The options as I see it are to:

  1. Wait at the airport until the morning and then try to get a hold of the lady who’d been caring for our cats and see if I can get her to meet me at the house.
  2. Go home now and call a locksmith.
Eventually the desire to go to sleep in my own bed wins.

July 11, 2012 5:00 am

I catch a cab. The driver is a talker which is unfortunate on any day but an order of magnitude more unfortunate today.

When I get to the house, I go to the backyard, plug my phone into the outside outlet and look for a locksmith. I’d say about half of the information on the web about emergency locksmiths is warnings about emergency locksmith scams. All the locksmiths that seem reputable on the internet don’t answer their phone at 3 AM (local time). After trying and failing to reach a couple well reviewed businesses, I call one I’m not so sure of. I talk to a dispatcher who takes my information, and tells me it will be 20 minutes. After 45 minutes I get a call and a guy with a middle eastern or indian accent tells me he’ll be there in 20 minutes. The sky is starting to lighten up.

July 11, 2012 8:00 AM

I’m finally inside the house, my wallet $240 dollars lighter. This is almost certainly a ripoff. At this point, I have trouble caring. Finally I go to sleep in my own bed, 22 hours after getting to the airport in VA.

July 11, 2012 9:19 PM (PDT)

Just 10 minutes ago I got a call from United and they have my bag. As of 30 minutes ago when I checked their website for status of my claim, they had no updates. I’m feeling relieved to get it back but also vaguely furious about all this; vaguely because I’m not sure there’s anything that could have been done except to improve the flow of information back to me.

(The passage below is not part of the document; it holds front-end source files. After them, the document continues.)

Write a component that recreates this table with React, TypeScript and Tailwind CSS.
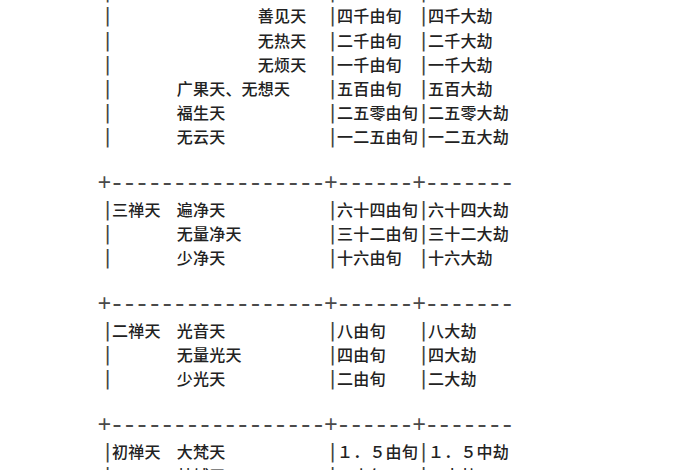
type Row =
  | { kind: "text"; name: string; size: string; life: string }
  | { kind: "sep" }
  | { kind: "blank" };

const rows: Row[] = [
  { kind: "text", name: "　　　　　　　　　善现天", size: "八千由旬", life: "八千大劫" },
  { kind: "text", name: "　　　　　　　　　善见天", size: "四千由旬", life: "四千大劫" },
  { kind: "text", name: "　　　　　　　　　无热天", size: "二千由旬", life: "二千大劫" },
  { kind: "text", name: "　　　　　　　　　无烦天", size: "一千由旬", life: "一千大劫" },
  { kind: "text", name: "　　　　广果天、无想天", size: "五百由旬", life: "五百大劫" },
  { kind: "text", name: "　　　　福生天", size: "二五零由旬", life: "二五零大劫" },
  { kind: "text", name: "　　　　无云天", size: "一二五由旬", life: "一二五大劫" },
  { kind: "blank" },
  { kind: "sep" },
  { kind: "text", name: "三禅天　遍净天", size: "六十四由旬", life: "六十四大劫" },
  { kind: "text", name: "　　　　无量净天", size: "三十二由旬", life: "三十二大劫" },
  { kind: "text", name: "　　　　少净天", size: "十六由旬", life: "十六大劫" },
  { kind: "blank" },
  { kind: "sep" },
  { kind: "text", name: "二禅天　光音天", size: "八由旬", life: "八大劫" },
  { kind: "text", name: "　　　　无量光天", size: "四由旬", life: "四大劫" },
  { kind: "text", name: "　　　　少光天", size: "二由旬", life: "二大劫" },
  { kind: "blank" },
  { kind: "sep" },
  { kind: "text", name: "初禅天　大梵天", size: "１．５由旬", life: "１．５中劫" },
  { kind: "text", name: "　　　　梵辅天", size: "１由旬", life: "１中劫" },
];

const SEP = "+-----------------+------+-------".split("");

function Bar() {
  return (
    <span className="w-[9px] shrink-0 text-center font-['DejaVu_Sans',sans-serif] text-[20px] leading-none text-[#444]">
      |
    </span>
  );
}

function Cell({ text }: { text: string }) {
  return (
    <span className="whitespace-pre tracking-[0.2px] font-medium text-[#222]">{text}</span>
  );
}

export default function App() {
  return (
    <div className="h-[470px] w-[700px] overflow-hidden bg-white">
      <div className="mt-[-20.8px] pl-[103px] font-['Noto_Sans_CJK_SC','Noto_Sans',sans-serif] text-[16px]">
        {rows.map((row, i) => {
          if (row.kind === "blank") return <div key={i} className="h-[24.2px]" />;
          if (row.kind === "sep")
            return (
              <div key={i} className="-ml-[5px] flex h-[24.2px] items-center leading-none text-[#4a4a4a]">
                {SEP.map((ch, j) =>
                  ch === "+" ? (
                    <span key={j} className="flex w-[12.6px] shrink-0 justify-center overflow-visible font-['Liberation_Mono',monospace] text-[23px]">
                      +
                    </span>
                  ) : (
                    <span key={j} className="flex w-[12.6px] shrink-0 justify-center overflow-visible font-['Liberation_Mono',monospace] text-[25px]">
                      -
                    </span>
                  )
                )}
              </div>
            );
          return (
            <div key={i} className="flex h-[24.2px] items-center leading-none">
              <div className="flex w-[225px] shrink-0 items-center">
                <Bar />
                <Cell text={row.name} />
              </div>
              <div className="flex w-[91px] shrink-0 items-center">
                <Bar />
                <Cell text={row.size} />
              </div>
              <div className="flex items-center">
                <Bar />
                <Cell text={row.life} />
              </div>
            </div>
          );
        })}
      </div>
    </div>
  );
}
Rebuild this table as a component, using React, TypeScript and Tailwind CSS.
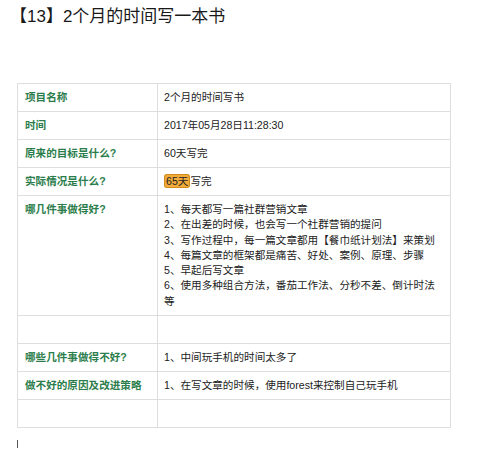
import React from "react";

const rows: { label: string; value: React.ReactNode; tall?: boolean }[] = [
  { label: "项目名称", value: "2个月的时间写书" },
  { label: "时间", value: "2017年05月28日11:28:30" },
  { label: "原来的目标是什么?", value: "60天写完" },
  {
    label: "实际情况是什么?",
    value: (
      <>
        <span className="rounded-[3px] border border-[#d18b1c] bg-[#f3ac3c] px-px">65天</span>
        写完
      </>
    ),
  },
  {
    label: "哪几件事做得好?",
    tall: true,
    value: (
      <div className="leading-[15.3px]">
        <div>1、每天都写一篇社群营销文章</div>
        <div>2、在出差的时候，也会写一个社群营销的提问</div>
        <div>3、写作过程中，每一篇文章都用【餐巾纸计划法】来策划</div>
        <div>4、每篇文章的框架都是痛苦、好处、案例、原理、步骤</div>
        <div>5、早起后写文章</div>
        <div>6、使用多种组合方法，番茄工作法、分秒不差、倒计时法等</div>
      </div>
    ),
  },
  { label: "", value: "" },
  { label: "哪些几件事做得不好?", value: "1、中间玩手机的时间太多了" },
  { label: "做不好的原因及改进策略", value: "1、在写文章的时候，使用forest来控制自己玩手机" },
  { label: "", value: "" },
];

export default function App() {
  return (
    <div
      className="w-[499px] h-[450px] bg-white text-[#222] overflow-hidden"
      style={{ fontFamily: '"Liberation Sans", "Noto Sans CJK SC", sans-serif' }}
    >
      <h1 className="pl-[10px] pt-[5px] text-[17px] leading-[24px] font-normal text-[#1a1a1a]">
        【13】2个月的时间写一本书
      </h1>
      <table className="ml-[17px] mt-[54px] w-[434px] border-collapse table-fixed text-[10.6px]">
        <colgroup>
          <col className="w-[140px]" />
          <col />
        </colgroup>
        <tbody>
          {rows.map((r, i) => (
            <tr key={i}>
              <td
                className={`border border-[#dedede] pl-[7px] font-bold text-[#2c7d4c] ${
                  r.tall ? "align-top pt-[6px] pb-[6px]" : "h-[28px] align-middle"
                }`}
              >
                {r.label}
              </td>
              <td
                className={`border border-[#dedede] pl-[6px] pr-[8px] ${
                  r.tall ? "align-top pt-[6px] pb-[6px]" : "h-[28px] align-middle"
                }`}
              >
                {r.value}
              </td>
            </tr>
          ))}
        </tbody>
      </table>
      <div className="ml-[17px] mt-[12px] w-px h-[8px] bg-[#555]" />
    </div>
  );
}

I’m sure that once the process for getting bags from the customer onto the plane is started, it’s super difficult to get the bag rerouted along with the customer. Maybe there are ways to make loading more efficient so that they can keep the bags on the tarmac until the last second, making it easy to grab the bag and queue it up for another plane if the customer changes plans. I’m not really sure if they could have done anything better, my day just sucked and I’d love to have someone to blame it on.